Over the first half of the twentieth century, pervasive anti-Black racism in Montreal resulted in the exclusion of Black labour from factory employment. Instead, Black men found jobs on Canada’s railways and women were largely restricted to working as domestics in the homes of the wealthy. “In those days,” recalled Babsey Simmons: “there were no jobs for Colored men whatsoever, the only job for them was on the train, as a porter, which was a very demeaning job at that point in time. They were underpaid but they did their job with dignity.” The structuring force of racism thus led Black Montrealers to settle mostly in the northern half of what would become Little Burgundy, given its proximity to the city’s two main train stations.
Point Saint-Charles, for its part, developed as a white working-class area due to the hiring practices of local industries. However, it was a neighbourhood divided by a railway embankment that separated a mainly English-speaking south-end and a mainly French-speaking north. Long-time residents frequently spoke of the “other side of the tracks”. By all accounts, it was a “tough” working-class neighbourhood. Families were on a first name basis with neighbourhood factories such as “Northern,” “Redpath”, “Sherwin” and the CN Shops. It is said that there were once taverns on nearly every street corner. Because neighbouring Verdun was officially “dry,” this made Point Saint-Charles especially ‘wet.’
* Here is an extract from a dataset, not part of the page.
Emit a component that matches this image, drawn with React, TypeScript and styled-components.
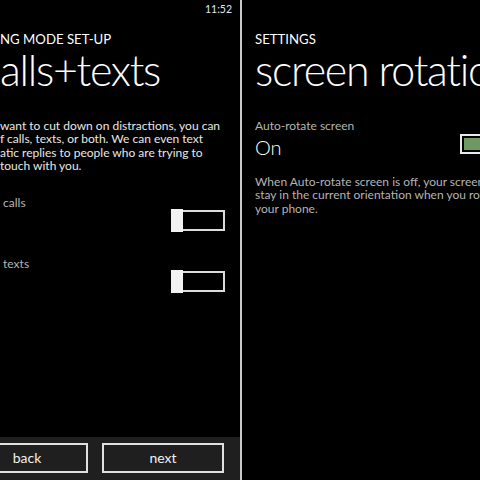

The decline of the two neighbourhoods began during the years of unionized prosperity during the 1950s and 1960s. Those who moved up, tended to move out: leaving the poorest behind. Then the factories closed. The total number of manufacturing jobs in the area fell from 28,000 in 1951 to just 7,000 in 1988. Montreal’s southwest lost half of its population between 1961 and 1991, a rate comparable to the hardest hit cities of the US Rust Belt. These were years of profound social crisis in the two neighbourhoods.
As the book shows, Point Saint-Charles was mainly left to rot by suburbanization and deindustrialization, until it was revalorized by gentrification, whereas Little Burgundy was torn apart by urban renewal and highway construction as well. This historical divergence had profound consequences in how urban change was experienced, understood, and now remembered. Stanley Clyke, the long-time executive director of the Negro Community Centre, reported in 1969 that: “It is said that urban renewal ‘does things to people.’ Urban renewal has only started in Little Burgundy, and already forces that have been at work among the population since its inception have set in motion thinking and action hitherto unheard of.” The transformation of the industrial canal into a leisure park, administered by Parks Canada, is an important part of the story as it provided vital green infrastructure for the gentrification of Montreal’s Sud-Ouest. How communities responded to the ongoing structural violence of these waves of change and represent this destructive history is the focus of the book’s final section.
Steven High is professor of history at Concordia University’s Centre for Oral History and Digital Storytelling.